AIM –
Extract each line bearing the word "components".

RAW DATA –
[Start]

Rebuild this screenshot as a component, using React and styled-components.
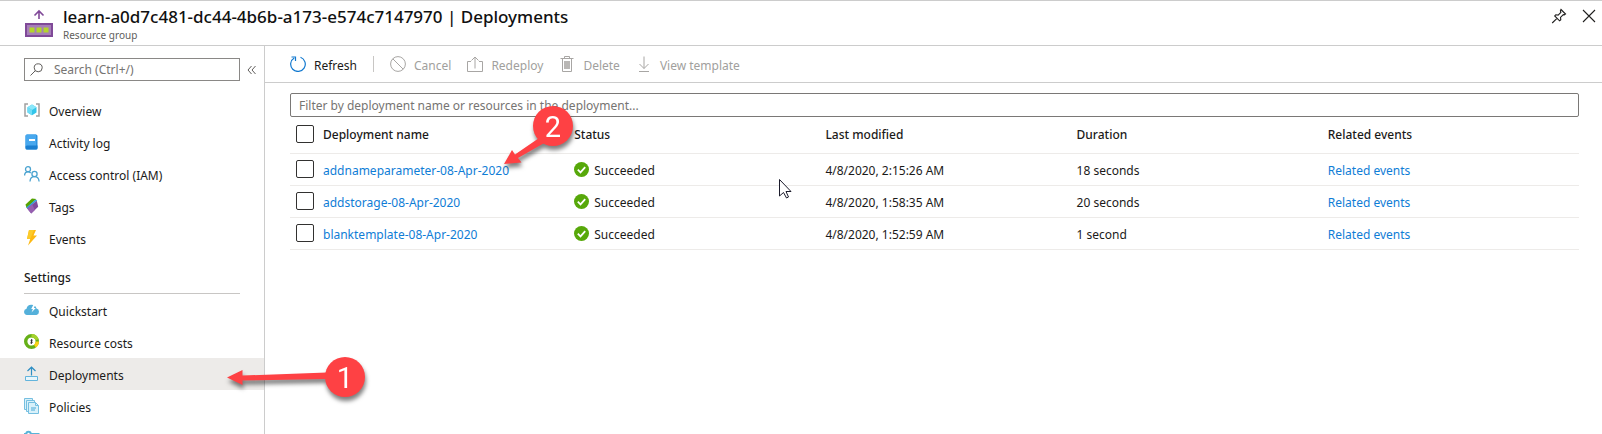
import React from 'react';
import styled, { createGlobalStyle, css } from 'styled-components';

const GlobalStyle = createGlobalStyle`
  *, *::before, *::after { box-sizing: border-box; }
  body { margin: 0; background: #fff; }
  body, button, input { font-family: "Noto Sans", "Open Sans", sans-serif; font-size: 12px; line-height: 16px; color: #1b1a19; }
`;

const Blade = styled.div`
  position: relative;
  display: flex;
  flex-direction: column;
  height: 100vh;
  overflow: hidden;
  border-top: 1px solid #ccc;
`;

const Header = styled.header`
  display: flex;
  align-items: center;
  flex: none;
  height: 45px;
  padding: 0 5px 0 24px;
  gap: 10px;
  border-bottom: 1px solid #ccc;
`;

const Heading = styled.div`
  flex: 1;
  min-width: 0;
`;

const Title = styled.h1`
  margin: 0;
  font-size: 17px;
  line-height: 24px;
  font-weight: 500;
  white-space: nowrap;
  color: #111;
`;

const Subtitle = styled.p`
  margin: 0;
  font-size: 10px;
  line-height: 12px;
  color: #605e5c;
`;

const HeaderActions = styled.div`
  display: flex;
  align-self: flex-start;
  padding-top: 7px;
  gap: 14px;
`;

const IconButton = styled.button`
  display: flex;
  align-items: center;
  justify-content: center;
  padding: 0;
  border: 0;
  background: none;
  color: #323130;
`;

const Body = styled.div`
  display: flex;
  flex: 1;
  min-height: 0;
`;

const Sidebar = styled.nav`
  flex: none;
  width: 265px;
  overflow: hidden;
  border-right: 1px solid #ccc;
`;

const SearchRow = styled.div`
  display: flex;
  align-items: center;
  gap: 7px;
  padding: 12px 8px 13px 24px;
`;

const SearchBox = styled.label`
  display: flex;
  align-items: center;
  gap: 11px;
  width: 216px;
  height: 23px;
  padding: 0 5px;
  border: 1px solid #8a8886;
`;

const fieldText = css`
  outline: 0;
  &::placeholder { color: #767472; opacity: 1; }
`;

const SearchInput = styled.input`
  flex: 1;
  min-width: 0;
  padding: 0;
  border: 0;
  background: none;
  ${fieldText}
`;

const NavList = styled.ul`
  margin: 0;
  padding: 0;
  list-style: none;
`;

const Label = styled.span`
  display: block;
  padding-top: 3px;
`;

const NavLink = styled.a`
  display: flex;
  align-items: center;
  gap: 9px;
  height: 32px;
  padding-left: 24px;
  color: inherit;
  text-decoration: none;
  background: ${(p) => (p.$active ? '#edebe9' : 'none')};
`;

const SectionTitle = styled.h2`
  margin: 16px 24px 0;
  padding-bottom: 7px;
  font-size: 12px;
  line-height: 16px;
  font-weight: 500;
  border-bottom: 1px solid #c8c6c4;
`;

const Main = styled.main`
  flex: 1;
  min-width: 0;
`;

const Toolbar = styled.div`
  display: flex;
  align-items: center;
  height: 37px;
  padding-left: 25px;
  gap: 16px;
  border-bottom: 1px solid #ccc;
`;

const ToolButton = styled.button`
  display: flex;
  align-items: center;
  gap: 8px;
  padding: 0;
  border: 0;
  background: none;
  white-space: nowrap;
  &:disabled { color: #a19f9d; }
`;

const Divider = styled.span`
  width: 1px;
  height: 16px;
  background: #c8c6c4;
`;

const Content = styled.section`
  padding: 10px 23px 0 25px;
`;

const FilterInput = styled.input`
  display: block;
  width: 100%;
  height: 24px;
  padding: 0 8px;
  border: 1px solid #7a7876;
  border-radius: 2px;
  ${fieldText}
`;

const Table = styled.table`
  width: 100%;
  table-layout: fixed;
  border-collapse: collapse;
`;

const Row = styled.tr`
  height: 32px;
  border-bottom: 1px solid #edebe9;
`;

const HeadRow = styled(Row)`
  height: 36px;
`;

const Cell = styled.td`
  padding: 0;
  text-align: left;
  white-space: nowrap;
`;

const HeadCell = styled.th`
  padding: 0;
  text-align: left;
  font-weight: 500;
`;

const CheckCell = styled.td`
  width: 33px;
  padding: 0 0 0 6px;
`;

const HeadCheckCell = styled(CheckCell)`
  padding-bottom: 2px;
`;

const Checkbox = styled.input.attrs({ type: 'checkbox' })`
  appearance: none;
  display: block;
  width: 18px;
  height: 18px;
  margin: 0;
  border: 1px solid #323130;
  border-radius: 2px;
  &:checked { background: #0078d4; }
`;

const Link = styled.a`
  color: #0f7dd6;
  text-decoration: none;
`;

const Status = styled.span`
  display: flex;
  align-items: center;
  gap: 5px;
`;

const Overlay = styled.svg`
  position: absolute;
  top: ${(p) => p.$top}px;
  left: ${(p) => p.$left}px;
  overflow: visible;
  pointer-events: none;
`;

const Marker = styled(Overlay)`
  filter: drop-shadow(1px 4px 2px rgba(0, 0, 0, 0.5));
  fill: #fe4144;

  text {
    fill: #fff;
    font: 29px Roboto, Arial, sans-serif;
    text-anchor: middle;
  }
`;

const Svg = ({ size = 16, w = size, h = size, children, ...rest }) => (
  <svg width={w} height={h} viewBox={`0 0 ${w} ${h}`} fill="none" aria-hidden="true" {...rest}>
    {children}
  </svg>
);

const ResourceGroupIcon = () => (
  <Svg w={29} h={28}>
    <path d="M15 10V2M10.500 6.500L15 2l4.500 4.500" stroke="#804998" strokeWidth="1.600" />
    <path d="M1 14h28v14H1z" fill="#804998" />
    <path d="M3 16h24v10H3z" fill="#a67fb8" />
    <path d="M5.500 18.500h5v5h-5zM12.500 18.500h5v5h-5zM19.500 18.500h5v5h-5z" fill="#b4d52c" />
  </Svg>
);

const navIcons = {
  overview: (
    <Svg>
      <path d="M4 2H1v12h3M12 2h3v12h-3" stroke="#a0a0a0" strokeWidth="1.500" />
      <path d="M8 2.500l4.500 2.700v5.300L8 13.200l-4.500-2.700V5.200z" fill="#32c5ea" />
      <path d="M8 2.500l4.500 2.700L8 8 3.500 5.200z" fill="#8be7fa" />
      <path d="M3.500 5.200L8 8v5.200l-4.500-2.700z" fill="#6fdcf7" />
    </Svg>
  ),
  log: (
    <Svg>
      <rect x="1.500" y=".5" width="12" height="15" rx="1.500" fill="#2d93e0" />
      <path d="M1.500 2q0-1.500 1.500-1.500h9V13H1.500z" fill="#48a8ee" />
      <path d="M1.500 13q0-1.500 1.500-1.500h10.500V14q0 1.500-1.500 1.500H3q-1.500 0-1.500-1.500z" fill="#1b7fd0" />
      <path d="M5 6h6" stroke="#fff" strokeWidth="2" />
    </Svg>
  ),
  access: (
    <Svg stroke="#4aa3d0" strokeWidth="1.300">
      <circle cx="4" cy="3.200" r="2.500" />
      <path d="M.6 9.500C.6 7 2 5.800 4 5.800c1.200 0 2 .4 2.700 1.200" />
      <circle cx="10.500" cy="8" r="2.600" />
      <path d="M6 15.500c.2-3.200 2-4.800 4.500-4.800s4.300 1.600 4.600 4.800" />
    </Svg>
  ),
  tags: (
    <Svg>
      <path d="M1.500 6.500L8 .6l4.300.3L2.600 10z" fill="#57a300" />
      <path d="M2.300 9.500L11.500 1.500l1.800.8L3.500 11z" fill="#32a0d8" />
      <path d="M3.200 10.500L12.800 2.700l1.400 6.100-7 6.700z" fill="#7f4a9c" />
      <path d="M3.200 10.500L8.200 6.300l2.600 5.800-3.600 3.400z" fill="#965fb0" />
    </Svg>
  ),
  events: (
    <Svg>
      <path d="M5 0h7L9.500 5.500H13L4 15.500 6.200 9H3z" fill="#fdb913" />
      <path d="M5 0h5L7 7l-1 2H3z" fill="#fccb2a" />
    </Svg>
  ),
  quickstart: (
    <Svg>
      <path d="M3 13A3.200 3.200 0 0 1 2.500 6.700C3 4 5 2.500 7.500 2.700c2.700.1 4.500 1.500 5 3.900A3.300 3.300 0 0 1 12.500 13z" fill="#54b0da" />
      <path d="M10 1.500L7.200 7h1.700L7.500 10.500 11.800 6h-2L12 1.500z" fill="#fff" />
    </Svg>
  ),
  costs: (
    <Svg>
      <circle cx="7.500" cy="7.500" r="5.800" stroke="#66b018" strokeWidth="3.400" />
      <path d="M7.500 1.700a5.800 5.800 0 0 1 5.500 4" stroke="#a4d12c" strokeWidth="3.400" />
      <path d="M13.300 7.500a5.800 5.800 0 0 1-2.400 4.700" stroke="#fcd116" strokeWidth="3.400" />
      <path d="M8.700 6.200H7.300q-.8.600 0 1.300h.6q.8.700 0 1.400H6.300M7.500 5.200v4.600" stroke="#333" />
    </Svg>
  ),
  deployments: (
    <Svg>
      <path d="M7.500 9.500V1.500M3.500 5l4-3.800 4 3.800" stroke="#2f8fc4" strokeWidth="1.200" />
      <path d="M1.500 10.500h12v4h-12z" fill="#e8f6fc" stroke="#63b4dc" />
    </Svg>
  ),
  policies: (
    <Svg stroke="#76bfe0">
      <path d="M.5 11.500V.5h8v11z" fill="#d9f1fa" />
      <path d="M2.500 13.500v-11h8v11z" fill="#d9f1fa" />
      <path d="M4.500 4.500h7l3 3v8h-10z" fill="#d9f1fa" />
      <path d="M11.500 4.500v3h3" />
      <path d="M7 10h5M7 12h4" stroke="#4aa9d6" />
    </Svg>
  ),
  properties: (
    <Svg stroke="#59b4d9" strokeWidth="2">
      <path d="M0 4h2M7 4h8.500M0 10h9M14 10h2" />
      <circle cx="4.500" cy="4" r="2.200" />
      <circle cx="11.500" cy="10" r="2.200" />
    </Svg>
  ),
};

const PinIcon = () => (
  <Svg stroke="#201f1e" strokeWidth="1.100">
    <path d="M10 1.500l4.500 4.500-1.200.8-1-.2-2.800 2.800.3 2.300-1.200 1.100L3.700 8l1.100-1.200 2.300.3 2.800-2.800-.5-1.500zM6 10.300L1.200 15" />
  </Svg>
);
const CloseIcon = () => (
  <Svg stroke="#201f1e" strokeWidth="1.100"><path d="M2 2l12 12M14 2L2 14" /></Svg>
);
const SearchIcon = () => (
  <Svg w={13} h={13} stroke="#605e5c">
    <circle cx="8.200" cy="4.800" r="4" />
    <path d="M5.400 7.600L.5 12.500" />
  </Svg>
);
const CollapseIcon = () => (
  <Svg w={9} h={10} stroke="#605e5c"><path d="M4.500 1L1 5l3.500 4M8.500 1L5 5l3.500 4" /></Svg>
);
const RefreshIcon = () => (
  <Svg stroke="#1078cf" strokeWidth="1.200">
    <path d="M10.500 1.300a7.300 7.300 0 1 1-6.300.6" />
    <path d="M1.500 1h4v4" />
  </Svg>
);
const CancelIcon = () => (
  <Svg stroke="#a8a6a4"><circle cx="8" cy="8" r="7.400" /><path d="M2.800 2.800l10.400 10.400" /></Svg>
);
const RedeployIcon = () => (
  <Svg stroke="#a8a6a4">
    <path d="M4 5.500H.5v10h15v-10H12M8 12.500V1M4.500 4.500L8 1l3.500 3.500" />
  </Svg>
);
const DeleteIcon = () => (
  <Svg stroke="#a8a6a4">
    <path d="M1.500 2.500h13M5.500 2.500v-2h5v2M3.500 2.500v13h9v-13" />
    <path d="M5 5h6v8H5z" fill="#b9b7b5" stroke="none" />
  </Svg>
);
const DownloadIcon = () => (
  <Svg stroke="#a8a6a4"><path d="M8 .5v12M3.500 8L8 12.500 12.500 8M3 15.500h10" /></Svg>
);
const SuccessIcon = () => (
  <Svg size={15}>
    <circle cx="7.500" cy="7.500" r="7.500" fill="#57a80a" />
    <path d="M3.800 7.700l2.700 2.700 4.700-5.200" stroke="#fff" strokeWidth="1.800" />
  </Svg>
);

const resourceLinks = [
  ['overview', 'Overview'],
  ['log', 'Activity log'],
  ['access', 'Access control (IAM)'],
  ['tags', 'Tags'],
  ['events', 'Events'],
];
const settingsLinks = [
  ['quickstart', 'Quickstart'],
  ['costs', 'Resource costs'],
  ['deployments', 'Deployments'],
  ['policies', 'Policies'],
  ['properties'],
];
const tools = [
  [CancelIcon, 'Cancel'],
  [RedeployIcon, 'Redeploy'],
  [DeleteIcon, 'Delete'],
  [DownloadIcon, 'View template'],
];
const columns = ['Deployment name', 'Status', 'Last modified', 'Duration', 'Related events'];
const deployments = [
  ['addnameparameter-08-Apr-2020', '4/8/2020, 2:15:26 AM', '18 seconds'],
  ['addstorage-08-Apr-2020', '4/8/2020, 1:58:35 AM', '20 seconds'],
  ['blanktemplate-08-Apr-2020', '4/8/2020, 1:52:59 AM', '1 second'],
];

const NavGroup = ({ links }) => (
  <NavList>
    {links.map(([icon, label]) => (
      <li key={icon}>
        <NavLink
          href={`#${icon}`}
          $active={icon === 'deployments'}
          aria-current={icon === 'deployments' ? 'page' : undefined}
          aria-label={label ? undefined : icon}
        >
          {navIcons[icon]}
          {label && <Label>{label}</Label>}
        </NavLink>
      </li>
    ))}
  </NavList>
);

export default function App() {
  return (
    <Blade>
      <GlobalStyle />
      <Header>
        <ResourceGroupIcon />
        <Heading>
          <Title>learn-a0d7c481-dc44-4b6b-a173-e574c7147970 | Deployments</Title>
          <Subtitle>Resource group</Subtitle>
        </Heading>
        <HeaderActions>
          <IconButton aria-label="Pin"><PinIcon /></IconButton>
          <IconButton aria-label="Close"><CloseIcon /></IconButton>
        </HeaderActions>
      </Header>
      <Body>
        <Sidebar>
          <SearchRow>
            <SearchBox>
              <SearchIcon />
              <SearchInput type="text" placeholder="Search (Ctrl+/)" aria-label="Search" />
            </SearchBox>
            <IconButton aria-label="Collapse menu"><CollapseIcon /></IconButton>
          </SearchRow>
          <NavGroup links={resourceLinks} />
          <SectionTitle>Settings</SectionTitle>
          <NavGroup links={settingsLinks} />
        </Sidebar>
        <Main>
          <Toolbar>
            <ToolButton><RefreshIcon /><Label>Refresh</Label></ToolButton>
            <Divider />
            {tools.map(([Icon, label]) => (
              <ToolButton key={label} disabled><Icon /><Label>{label}</Label></ToolButton>
            ))}
          </Toolbar>
          <Content>
            <FilterInput
              type="text"
              placeholder="Filter by deployment name or resources in the deployment..."
              aria-label="Filter deployments"
            />
            <Table>
              <thead>
                <HeadRow>
                  <HeadCheckCell><Checkbox aria-label="Select all deployments" /></HeadCheckCell>
                  {columns.map((name) => <HeadCell key={name}>{name}</HeadCell>)}
                </HeadRow>
              </thead>
              <tbody>
                {deployments.map(([name, modified, duration]) => (
                  <Row key={name}>
                    <CheckCell><Checkbox aria-label={`Select ${name}`} /></CheckCell>
                    <Cell><Label><Link href={`#${name}`}>{name}</Link></Label></Cell>
                    <Cell><Status><SuccessIcon /><Label>Succeeded</Label></Status></Cell>
                    <Cell><Label>{modified}</Label></Cell>
                    <Cell><Label>{duration}</Label></Cell>
                    <Cell><Label><Link href="#events">Related events</Link></Label></Cell>
                  </Row>
                ))}
              </tbody>
            </Table>
          </Content>
        </Main>
      </Body>
      <Marker $top={356} $left={227} width="138" height="42" viewBox="0 0 138 42" aria-label="Step 1">
        <path d="M0 20.500L15.500 13v5.500L100 15.500v6.500L15.500 23.500V28z" />
        <circle cx="118" cy="20" r="20" />
        <text x="118" y="31">1</text>
      </Marker>
      <Marker $top={105} $left={504} width="70" height="58" viewBox="0 0 70 58" aria-label="Step 2">
        <path d="M0 58L8 44l3 4.500L38 30l4 6-28 16 3.500 4.500z" />
        <circle cx="49" cy="20" r="20" />
        <text x="49" y="31">2</text>
      </Marker>
      <Overlay $top={178} $left={779} width="13" height="20" viewBox="0 0 13 20" aria-hidden="true">
        <path d="M.5 .5v16.500l4-3.500 3 5.500 2-1-2.500-5.500h5z" fill="#fff" stroke="#1b1b2b" />
      </Overlay>
    </Blade>
  );
}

[End]

RESULT –
Rebuild this screenshot as a component, using React and styled-components.
import styled, { createGlobalStyle, css } from 'styled-components';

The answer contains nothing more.